Logic would suggest that a veil of dust particles spreading around the world would in time produce much the same effect, with those places that languished under the sunset-inspiring dust clouds feeling chillier than normal – though on a lesser scale than places near by. And to an extent they did. Oddly, the Royal Society, so assiduous in cataloguing the sound and light shows put out by Krakatoa, never bothered to consider the idea that the world might be cooled down by all the particles in the upper air. The Society's editors present a catalogue of the world's barometric pressures but none of the world's ambient temperatures. Those studies had to wait until much, much later – a rather puzzling omission, considering the time's enthusiasm for climate-related studies, and one never satisfactorily explained.
And when these studies of temperature came – the first carried out in 1913, the second in 1982 both found that as expected there had indeed been a worldwide drop in temperature. It had amounted on average to about one Fahrenheit degree and it had occurred, according to all the surviving records, at a time that appeared to be coincident with the eruption of Krakatoa. What has not been established, and what still concerns the scientific community, is which came first: did the eruption lower the world's temperature? Or did a lowering of the world temperature because of some other reason perhaps – unthinkable though it seems – somehow prompt the crust to undergo stress and strain and crack, and a rash of volcanoes to explode?
There is no doubt that there is a correlation, a definite link. Benjamin Franklin * was the first to notice it, and told an audience at the Manchester Literary and Philosophical Society that the ‘dry fogs' that had seemed to cool the European summer of 1783 and made the ensuing winter exceptionally bitter were almost certainly the work of dust in the air. He had examined the volcanic records and found a fissure volcano called Lakagíar, or Hekla, in Iceland that had erupted earlier in the year (curiously, exactly a century before Krakatoa). It had produced great clouds of dust, for week after week, which tumbled up high into the atmosphere. This, he declared, must surely be the culprit. †
The infamous eruption in 1815 of Tambora, on the Indonesian island of Sumbawa, 700 miles east of Krakatoa, ejected twice the volume of material into the atmosphere (eleven cubic miles of rock, ash and dust, compared with Krakatoa's six). The devastation it caused locally was profound – supposedly 50,000 dead, an entire language (Tambora) extinguished, an entire island rendered uninhabitable for years. But its climatic effects were astounding too. For it lowered the world's temperature by almost one Centigrade degree, on average: for every day when the normal temperature might be 33 °F, just above freezing, the temperature in the year after Tambora would be 31°, and ice would have formed on every pond and, more fatally, in every newborn crop, flower and hatching egg.
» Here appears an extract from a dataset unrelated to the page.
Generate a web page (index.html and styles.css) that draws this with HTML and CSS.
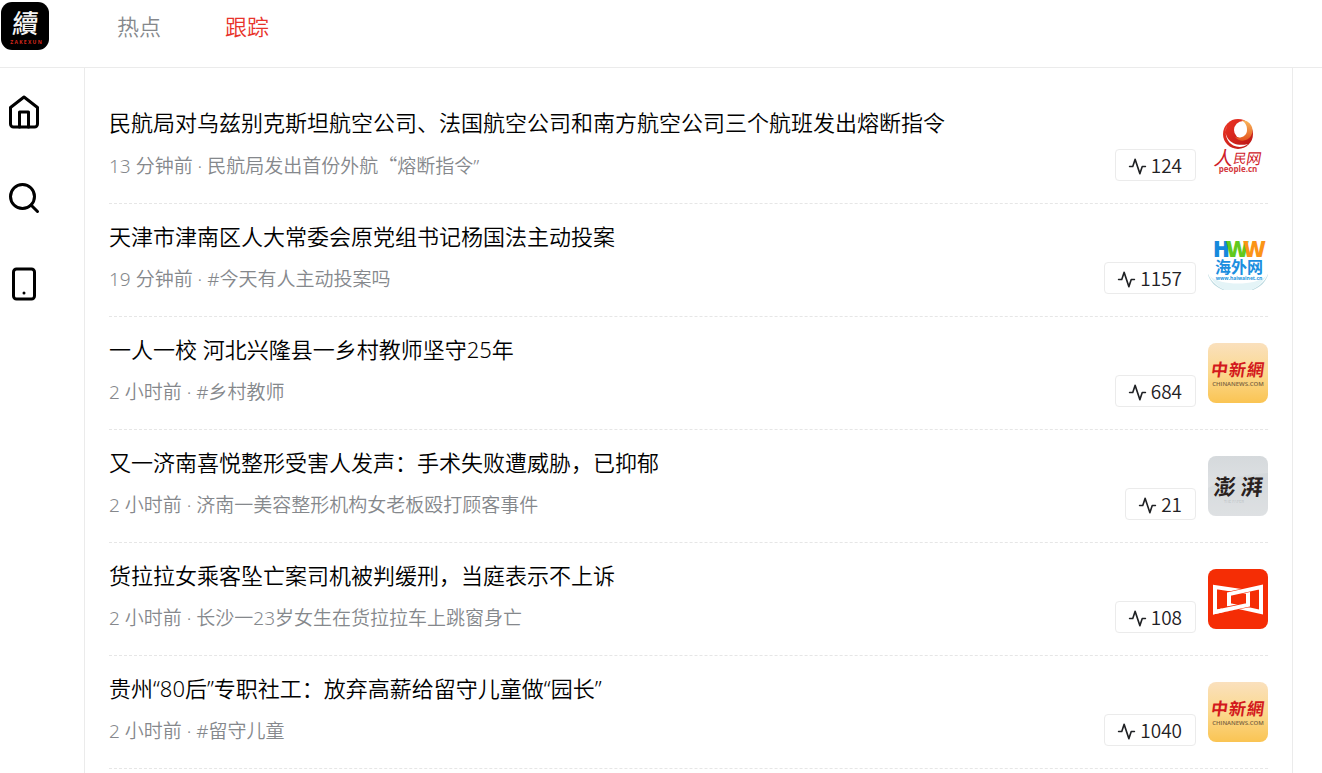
FILE: index.html
```html
<!DOCTYPE html>
<html lang="zh-CN">
<head>
<meta charset="utf-8" />
<meta name="viewport" content="width=device-width, initial-scale=1" />
<title>跟踪</title>
<link rel="stylesheet" href="styles.css">
</head>

<body>

<!-- shared drawings -->
<svg class="defs" aria-hidden="true">
    <defs>
        <linearGradient id="gold" x1="0" y1="0" x2="0" y2="1">
            <stop offset="0" stop-color="#fae0bd" />
            <stop offset="0.5" stop-color="#fbd98f" />
            <stop offset="1" stop-color="#fac453" />
        </linearGradient>
        <linearGradient id="silver" x1="0" y1="0" x2="0" y2="1">
            <stop offset="0" stop-color="#d5d9dc" />
            <stop offset="1" stop-color="#e8e9eb" />
        </linearGradient>
        <linearGradient id="ball" x1="0" y1="0" x2="1" y2="1">
            <stop offset="0" stop-color="#ee3524" />
            <stop offset="1" stop-color="#b81616" />
        </linearGradient>
        <linearGradient id="flame" x1="0" y1="0" x2="0" y2="1">
            <stop offset="0" stop-color="#f9b95c" />
            <stop offset="1" stop-color="#e4541e" />
        </linearGradient>
    </defs>
    <symbol id="pulse" viewBox="0 0 24 24">
        <polyline points="22 12 18 12 15 21 9 3 6 12 2 12" />
    </symbol>
    <symbol id="chinanews" viewBox="0 0 60 60">
        <rect width="60" height="60" rx="8" fill="url(#gold)" />
        <g class="brush" fill="#d3191c" font-weight="700" transform="skewX(-8)">
            <text x="7" y="33" font-size="17">中</text>
            <text x="25" y="33" font-size="17">新</text>
            <text x="43" y="33" font-size="17">網</text>
        </g>
        <text class="latin" x="30" y="43" font-size="6" font-weight="600" text-anchor="middle" fill="#7a6340">CHINANEWS.COM</text>
    </symbol>
</svg>

<header class="header">
    <a class="brand" href="#" aria-label="續">
        <svg viewBox="0 0 48 48">
            <rect width="48" height="48" rx="11" fill="#000" />
            <text class="brush" x="26" y="31" font-size="26" font-weight="500" text-anchor="middle" fill="#f4f4f4" transform="skewX(-4)">續</text>
            <text class="latin" x="25" y="42" font-size="5" font-weight="700" text-anchor="middle" fill="#d8281c">Z A K E X U N</text>
        </svg>
    </a>
    <nav class="tabs">
        <a class="tab" href="#">热点</a>
        <a class="tab active" href="#">跟踪</a>
    </nav>
</header>

<div class="layout">
    <nav class="sidebar">
        <a href="#" aria-label="首页">
            <svg class="icon" viewBox="0 0 24 24">
                <path d="M3 9l9-7 9 7v11a2 2 0 0 1-2 2H5a2 2 0 0 1-2-2z" />
                <polyline points="9 22 9 12 15 12 15 22" />
            </svg>
        </a>
        <a href="#" aria-label="搜索">
            <svg class="icon" viewBox="0 0 24 24">
                <circle cx="11" cy="11" r="8" />
                <line x1="21" y1="21" x2="16.65" y2="16.65" />
            </svg>
        </a>
        <a href="#" aria-label="手机">
            <svg class="icon" viewBox="0 0 24 24">
                <rect x="5" y="2" width="14" height="20" rx="2" />
                <line x1="12" y1="18" x2="12.01" y2="18" />
            </svg>
        </a>
    </nav>

    <main class="main">
        <ul class="news">
            <li class="item">
                <div class="text">
                    <a class="title" href="#">民航局对乌兹别克斯坦航空公司、法国航空公司和南方航空公司三个航班发出熔断指令</a>
                    <p class="meta">13 分钟前 · 民航局发出首份外航<span class="wide">“</span>熔断指令”</p>
                </div>
                <button class="count" type="button"><svg><use href="#pulse" /></svg>124</button>
                <svg class="source" viewBox="0 0 60 60">
                    <circle cx="30" cy="18" r="15" fill="url(#ball)" />
                    <path d="M19 9C14 21 24 32 40 28C30 36 13 27 19 9z" fill="#fff" />
                    <circle cx="35" cy="14" r="9" fill="#fff" />
                    <path d="M33 4C43 4 47 13 43 20C39 26 31 26 27 21C33 23 39 20 39 14C39 9 37 6 33 4z" fill="url(#flame)" />
                    <g class="brush" fill="#cf2027" transform="skewX(-10)">
                        <text x="14" y="49" font-size="19" font-weight="400">人</text>
                        <text x="33" y="47" font-size="13" font-weight="400">民</text>
                        <text x="46" y="48" font-size="15" font-weight="400">网</text>
                    </g>
                    <text class="latin" x="30" y="56" font-size="8" font-weight="700" text-anchor="middle" fill="#d5383d">people.cn</text>
                </svg>
            </li>
            <li class="item">
                <div class="text">
                    <a class="title" href="#">天津市津南区人大常委会原党组书记杨国法主动投案</a>
                    <p class="meta">19 分钟前 · #今天有人主动投案吗</p>
                </div>
                <button class="count" type="button"><svg><use href="#pulse" /></svg>1157</button>
                <svg class="source" viewBox="0 0 60 60">
                    <path d="M0 44C4 53 10 57 17 60H43C50 57 56 53 60 44V45C57 53 52 57 45 60H15C8 57 3 53 0 45z" fill="#b8d8df" />
                    <path d="M2 46C6 53 10 57 17 60H43C50 57 54 53 58 46C48 56 12 56 2 46z" fill="#e4f4f7" />
                    <g class="latin" font-size="22" font-weight="800">
                        <text x="5" y="27" fill="#1689dc">H</text>
                        <text x="18" y="27" fill="#62c91d">W</text>
                        <text x="35" y="27" fill="#fb9417">W</text>
                    </g>
                    <text class="brush" x="31" y="43" font-size="16" font-weight="700" text-anchor="middle" fill="#1c8fdf">海外网</text>
                    <text class="latin" x="31" y="50" font-size="5" font-weight="700" text-anchor="middle" fill="#2596dd">www.haiwainet.cn</text>
                </svg>
            </li>
            <li class="item">
                <div class="text">
                    <a class="title" href="#">一人一校 河北兴隆县一乡村教师坚守25年</a>
                    <p class="meta">2 小时前 · #乡村教师</p>
                </div>
                <button class="count" type="button"><svg><use href="#pulse" /></svg>684</button>
                <svg class="source"><use href="#chinanews" /></svg>
            </li>
            <li class="item">
                <div class="text">
                    <a class="title" href="#">又一济南喜悦整形受害人发声：手术失败遭威胁，已抑郁</a>
                    <p class="meta">2 小时前 · 济南一美容整形机构女老板殴打顾客事件</p>
                </div>
                <button class="count" type="button"><svg><use href="#pulse" /></svg>21</button>
                <svg class="source" viewBox="0 0 60 60">
                    <rect width="60" height="60" rx="8" fill="url(#silver)" />
                    <path d="M0 32C14 25 34 18 60 17V52C60 57 57 60 52 60H8C3 60 0 57 0 52z" fill="#c7ccd0" opacity="0.3" />
                    <g class="brush" fill="#2a2220" font-size="22" font-weight="700" transform="skewX(-6)">
                        <text x="9" y="39">澎</text>
                        <text x="36" y="39">湃</text>
                    </g>
                    <text class="latin" x="26" y="47" font-size="4" text-anchor="middle" fill="#a9adb0">THE PAPER</text>
                </svg>
            </li>
            <li class="item">
                <div class="text">
                    <a class="title" href="#">货拉拉女乘客坠亡案司机被判缓刑，当庭表示不上诉</a>
                    <p class="meta">2 小时前 · 长沙一23岁女生在货拉拉车上跳窗身亡</p>
                </div>
                <button class="count" type="button"><svg><use href="#pulse" /></svg>108</button>
                <svg class="source" viewBox="0 0 60 60">
                    <rect width="60" height="60" rx="8" fill="#f52d05" />
                    <!-- two interlocked frames -->
                    <g fill="none" stroke="#fff" stroke-width="4">
                        <path d="M40 23V36L7 43V18z" />
                        <path d="M21 36V25L53 18V43z" stroke="#f52d05" stroke-width="5" />
                        <path d="M21 36V25L53 18V43z" />
                        <path d="M40 27V36L14 41" stroke="#f52d05" stroke-width="5" />
                        <path d="M40 27V36L7 43V20" />
                    </g>
                </svg>
            </li>
            <li class="item">
                <div class="text">
                    <a class="title" href="#">贵州“80后”专职社工：放弃高薪给留守儿童做“园长”</a>
                    <p class="meta">2 小时前 · #留守儿童</p>
                </div>
                <button class="count" type="button"><svg><use href="#pulse" /></svg>1040</button>
                <svg class="source"><use href="#chinanews" /></svg>
            </li>
        </ul>
    </main>
</div>

</body>
</html>
```

FILE: styles.css
```css
* {
    box-sizing: border-box;
}

body {
    background: #fff;
    color: #000;
    display: flex;
    flex-direction: column;
    font-family: "Noto Sans", "Noto Sans CJK SC", sans-serif;
    font-weight: 350;
    margin: 0;
    min-height: 100vh;
}

a {
    color: inherit;
    text-decoration: none;
}

.defs {
    height: 0;
    position: absolute;
    width: 0;
}

.header {
    align-items: flex-start;
    border-bottom: 1px solid #ebebeb;
    display: flex;
    gap: 68px;
    height: 68px;
    padding: 2px 1px;
}

.brand,
.brand svg {
    display: block;
    height: 48px;
    width: 48px;
}

.tabs {
    display: flex;
    gap: 64px;
}

.tab {
    color: #85888c;
    font-size: 22px;
    line-height: 48px;
}

.tab.active {
    color: #e8342b;
}

.layout {
    display: flex;
    flex: 1;
}

.sidebar {
    display: flex;
    flex-direction: column;
    gap: 50px;
    padding: 26px 6px;
    width: 84px;
}

.sidebar a,
.icon {
    display: block;
    height: 36px;
    width: 36px;
}

.icon,
.count svg {
    fill: none;
    stroke: currentColor;
    stroke-linecap: round;
    stroke-linejoin: round;
    stroke-width: 2;
}

.main {
    border-left: 1px solid #ebebeb;
    border-right: 1px solid #ebebeb;
    flex: 1;
    margin-right: 29px;
    min-width: 0;
    padding: 22px 24px 0;
}

.news {
    list-style: none;
    margin: 0;
    padding: 0;
}

.item {
    align-items: flex-end;
    border-bottom: 1px dashed #e6e6e6;
    display: flex;
    gap: 12px;
    padding: 15px 0 22px;
}

.text {
    flex: 1;
    min-width: 0;
}

.title {
    display: block;
    font-size: 22px;
    line-height: 34px;
}

.meta {
    color: #85888c;
    font-size: 19px;
    line-height: 30px;
    margin: 11px 0 0;
}

.wide {
    font-family: "Noto Sans CJK SC", sans-serif;
}

.count {
    align-items: center;
    background: #fff;
    border: 1px solid #ebebeb;
    border-radius: 4px;
    color: #1f2124;
    display: flex;
    font-family: "Noto Sans CJK SC", sans-serif;
    font-size: 19px;
    font-weight: 350;
    gap: 4px;
    height: 32px;
    line-height: 30px;
    padding: 0 13px 0 12px;
}

.count svg {
    height: 19px;
    margin-top: 3px;
    width: 19px;
}

.source {
    align-self: center;
    flex: none;
    height: 60px;
    margin-bottom: -6px;
    width: 60px;
}

.brush {
    font-family: "Noto Sans CJK SC", sans-serif;
}

.latin {
    font-family: "Open Sans", sans-serif;
}
```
So in New England the farmers claimed that 1816 was ‘the year without summer’. There were frosts as far south as New Jersey in late May, in upper New England in June and July, and the growing season was slashed from the usual 160 days to seventy. Soup kitchens opened in Manhattan. Livestock had to be fed on fish carried over from the Atlantic seaports – 1816 is also still remembered as ‘the mackerel year’. There were crop failures – ‘the last great subsistence crisis of the Western world' – and, as a result, there was emigration to the western states. No small number of today's Californians can rightly lay responsibility for their being Californians squarely at the door of the proximate cause of that year's ruinous cold – Tambora, a volcano unknown to most of them, and 10,000 miles away. (Although there was migration into California from Europe, in Newfoundland the reverse took place: migrants were sent back east across the ocean, because there was not enough for them to eat.)
And yet back in Europe it was quite as bad. The weather for 1816 is the worst recorded, with low temperatures stretching as far south as Tunisia. French grapes could not be harvested until November. The German wheat crop failed entirely, and prices for flour had doubled in a year. In some places there were reports of famine, and in others there were riots and mass migrations. The diaries and newspapers of the day presenta litany of miseries. It is said that Byron composed his most miserable poem, ‘Darkness’ – Morn came and went –and came, and brought no day – the influence of that dismal year; an
d Mary Shelley may have composed Frankenstein while gripped by a similarly unseasonable melancholy.
Nowadays sophisticated instruments and the measurements they take have usurped the role of anecdote and diary. Ice-cores show minute layers of ash, or increases in sulphuric acid, as indicators of eruptive material in the atmosphere. And there is stunting of tree rings – the creation of a ‘frost ring’ in trees that have suffered through an exceptionally cold winter. The examinations of deep ice-cores, and of such trees as were living in the nineteenth century, have confirmed what the stories had long suggested: that eruptions of any of the world's larger volcanoes tend to coincide with periods of a cooling of the earth, some of the periods longer and with a very much lowered temperature, others shorter and with less of a fall in the mercury (the precise decisive factors are still not quite agreed). Tambora's eruption of clouds of ash coincided with a cooling of the world in 1815; and so, in 1883, did the appearance of the clouds of ash from Krakatoa.
The most tragic of cargoes to move out from the volcano happened also to be the slowest. The audible sounds and the unhearable shock waves may have sped away at more than 700 mph, and the dust may have wandered across the globe at more than seventy. The immense rafts of floating pumice that drifted away from where they splashed into the seas around Krakatoa made it as far as the south-east coast of Africa – but they did not make landfall for more than a year, travelling half a mile each hour, at best.